WORK TO BE COMPLETED
Can you write out all the lines word for word, with no pictures?

DATASET CONTENT
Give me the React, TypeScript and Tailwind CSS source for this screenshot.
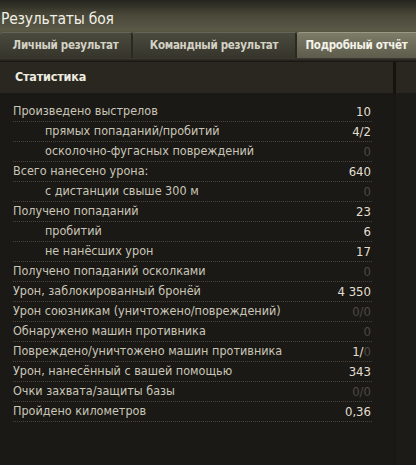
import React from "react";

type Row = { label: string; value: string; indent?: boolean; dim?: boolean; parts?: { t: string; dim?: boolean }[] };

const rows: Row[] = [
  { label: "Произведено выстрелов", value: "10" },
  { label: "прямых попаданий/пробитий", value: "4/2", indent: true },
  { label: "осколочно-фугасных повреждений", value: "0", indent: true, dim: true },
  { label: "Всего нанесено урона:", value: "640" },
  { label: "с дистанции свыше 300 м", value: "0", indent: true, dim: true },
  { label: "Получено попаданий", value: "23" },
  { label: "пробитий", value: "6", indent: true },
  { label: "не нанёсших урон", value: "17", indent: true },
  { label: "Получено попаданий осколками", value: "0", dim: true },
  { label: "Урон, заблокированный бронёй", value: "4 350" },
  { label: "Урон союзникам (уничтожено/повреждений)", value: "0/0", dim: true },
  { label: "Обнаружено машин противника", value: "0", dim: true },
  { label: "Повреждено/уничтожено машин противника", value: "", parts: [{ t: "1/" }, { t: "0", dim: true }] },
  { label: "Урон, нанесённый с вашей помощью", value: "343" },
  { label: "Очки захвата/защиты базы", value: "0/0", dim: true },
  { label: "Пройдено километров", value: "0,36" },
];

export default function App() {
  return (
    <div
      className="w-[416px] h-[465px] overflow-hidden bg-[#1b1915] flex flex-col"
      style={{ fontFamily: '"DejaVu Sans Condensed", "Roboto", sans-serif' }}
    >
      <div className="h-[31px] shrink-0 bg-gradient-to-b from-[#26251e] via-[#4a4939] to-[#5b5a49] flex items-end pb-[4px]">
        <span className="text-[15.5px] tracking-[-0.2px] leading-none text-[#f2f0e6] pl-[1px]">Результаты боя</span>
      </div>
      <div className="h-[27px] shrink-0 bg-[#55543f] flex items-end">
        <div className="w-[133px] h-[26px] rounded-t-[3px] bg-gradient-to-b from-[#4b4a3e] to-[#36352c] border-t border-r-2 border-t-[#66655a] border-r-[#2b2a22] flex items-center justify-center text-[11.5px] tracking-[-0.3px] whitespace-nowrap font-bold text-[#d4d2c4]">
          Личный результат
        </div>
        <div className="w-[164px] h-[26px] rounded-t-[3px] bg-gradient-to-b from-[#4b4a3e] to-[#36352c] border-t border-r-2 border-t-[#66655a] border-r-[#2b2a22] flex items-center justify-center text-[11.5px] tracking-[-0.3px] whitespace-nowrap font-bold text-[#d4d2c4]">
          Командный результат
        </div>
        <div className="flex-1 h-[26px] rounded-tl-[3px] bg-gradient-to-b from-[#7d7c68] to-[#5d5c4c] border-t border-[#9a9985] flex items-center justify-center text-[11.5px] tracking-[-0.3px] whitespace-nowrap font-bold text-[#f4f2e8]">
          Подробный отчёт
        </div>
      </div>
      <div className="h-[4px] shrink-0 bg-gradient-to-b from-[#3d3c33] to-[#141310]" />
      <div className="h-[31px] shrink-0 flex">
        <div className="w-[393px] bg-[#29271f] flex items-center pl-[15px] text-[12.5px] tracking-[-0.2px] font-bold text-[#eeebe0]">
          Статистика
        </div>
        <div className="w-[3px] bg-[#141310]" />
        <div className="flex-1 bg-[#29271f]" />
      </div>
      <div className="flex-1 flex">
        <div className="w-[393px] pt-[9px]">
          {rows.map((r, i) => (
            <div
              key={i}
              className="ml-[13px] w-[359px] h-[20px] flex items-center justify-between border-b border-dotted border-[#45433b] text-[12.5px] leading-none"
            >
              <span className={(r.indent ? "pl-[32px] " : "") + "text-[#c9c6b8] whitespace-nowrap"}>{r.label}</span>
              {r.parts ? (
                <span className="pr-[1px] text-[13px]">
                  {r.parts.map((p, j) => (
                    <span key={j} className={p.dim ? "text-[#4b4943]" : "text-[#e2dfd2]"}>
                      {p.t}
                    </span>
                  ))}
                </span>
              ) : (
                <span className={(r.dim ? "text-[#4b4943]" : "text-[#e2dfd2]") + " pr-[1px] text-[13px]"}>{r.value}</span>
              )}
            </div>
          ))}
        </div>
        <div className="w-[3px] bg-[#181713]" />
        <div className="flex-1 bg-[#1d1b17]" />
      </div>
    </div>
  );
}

ANSWER TO THE PROBLEM
Give me the React, TypeScript and Tailwind CSS source for this screenshot.
import React from "react";

type Row = { label: string; value: string; indent?: boolean; dim?: boolean; parts?: { t: string; dim?: boolean }[] };

const rows: Row[] = [
  { label: "Произведено выстрелов", value: "10" },
  { label: "прямых попаданий/пробитий", value: "4/2", indent: true },
  { label: "осколочно-фугасных повреждений", value: "0", indent: true, dim: true },
  { label: "Всего нанесено урона:", value: "640" },
  { label: "с дистанции свыше 300 м", value: "0", indent: true, dim: true },
  { label: "Получено попаданий", value: "23" },
  { label: "пробитий", value: "6", indent: true },
  { label: "не нанёсших урон", value: "17", indent: true },
  { label: "Получено попаданий осколками", value: "0", dim: true },
  { label: "Урон, заблокированный бронёй", value: "4 350" },
  { label: "Урон союзникам (уничтожено/повреждений)", value: "0/0", dim: true },
  { label: "Обнаружено машин противника", value: "0", dim: true },
  { label: "Повреждено/уничтожено машин противника", value: "", parts: [{ t: "1/" }, { t: "0", dim: true }] },
  { label: "Урон, нанесённый с вашей помощью", value: "343" },
  { label: "Очки захвата/защиты базы", value: "0/0", dim: true },
  { label: "Пройдено километров", value: "0,36" },
];

export default function App() {
  return (
    <div
      className="w-[416px] h-[465px] overflow-hidden bg-[#1b1915] flex flex-col"
      style={{ fontFamily: '"DejaVu Sans Condensed", "Roboto", sans-serif' }}
    >
      <div className="h-[31px] shrink-0 bg-gradient-to-b from-[#26251e] via-[#4a4939] to-[#5b5a49] flex items-end pb-[4px]">
        <span className="text-[15.5px] tracking-[-0.2px] leading-none text-[#f2f0e6] pl-[1px]">Результаты боя</span>
      </div>
      <div className="h-[27px] shrink-0 bg-[#55543f] flex items-end">
        <div className="w-[133px] h-[26px] rounded-t-[3px] bg-gradient-to-b from-[#4b4a3e] to-[#36352c] border-t border-r-2 border-t-[#66655a] border-r-[#2b2a22] flex items-center justify-center text-[11.5px] tracking-[-0.3px] whitespace-nowrap font-bold text-[#d4d2c4]">
          Личный результат
        </div>
        <div className="w-[164px] h-[26px] rounded-t-[3px] bg-gradient-to-b from-[#4b4a3e] to-[#36352c] border-t border-r-2 border-t-[#66655a] border-r-[#2b2a22] flex items-center justify-center text-[11.5px] tracking-[-0.3px] whitespace-nowrap font-bold text-[#d4d2c4]">
          Командный результат
        </div>
        <div className="flex-1 h-[26px] rounded-tl-[3px] bg-gradient-to-b from-[#7d7c68] to-[#5d5c4c] border-t border-[#9a9985] flex items-center justify-center text-[11.5px] tracking-[-0.3px] whitespace-nowrap font-bold text-[#f4f2e8]">
          Подробный отчёт
        </div>
      </div>
      <div className="h-[4px] shrink-0 bg-gradient-to-b from-[#3d3c33] to-[#141310]" />
      <div className="h-[31px] shrink-0 flex">
        <div className="w-[393px] bg-[#29271f] flex items-center pl-[15px] text-[12.5px] tracking-[-0.2px] font-bold text-[#eeebe0]">
          Статистика
        </div>
        <div className="w-[3px] bg-[#141310]" />
        <div className="flex-1 bg-[#29271f]" />
      </div>
      <div className="flex-1 flex">
        <div className="w-[393px] pt-[9px]">
          {rows.map((r, i) => (
            <div
              key={i}
              className="ml-[13px] w-[359px] h-[20px] flex items-center justify-between border-b border-dotted border-[#45433b] text-[12.5px] leading-none"
            >
              <span className={(r.indent ? "pl-[32px] " : "") + "text-[#c9c6b8] whitespace-nowrap"}>{r.label}</span>
              {r.parts ? (
                <span className="pr-[1px] text-[13px]">
                  {r.parts.map((p, j) => (
                    <span key={j} className={p.dim ? "text-[#4b4943]" : "text-[#e2dfd2]"}>
                      {p.t}
                    </span>
                  ))}
                </span>
              ) : (
                <span className={(r.dim ? "text-[#4b4943]" : "text-[#e2dfd2]") + " pr-[1px] text-[13px]"}>{r.value}</span>
              )}
            </div>
          ))}
        </div>
        <div className="w-[3px] bg-[#181713]" />
        <div className="flex-1 bg-[#1d1b17]" />
      </div>
    </div>
  );
}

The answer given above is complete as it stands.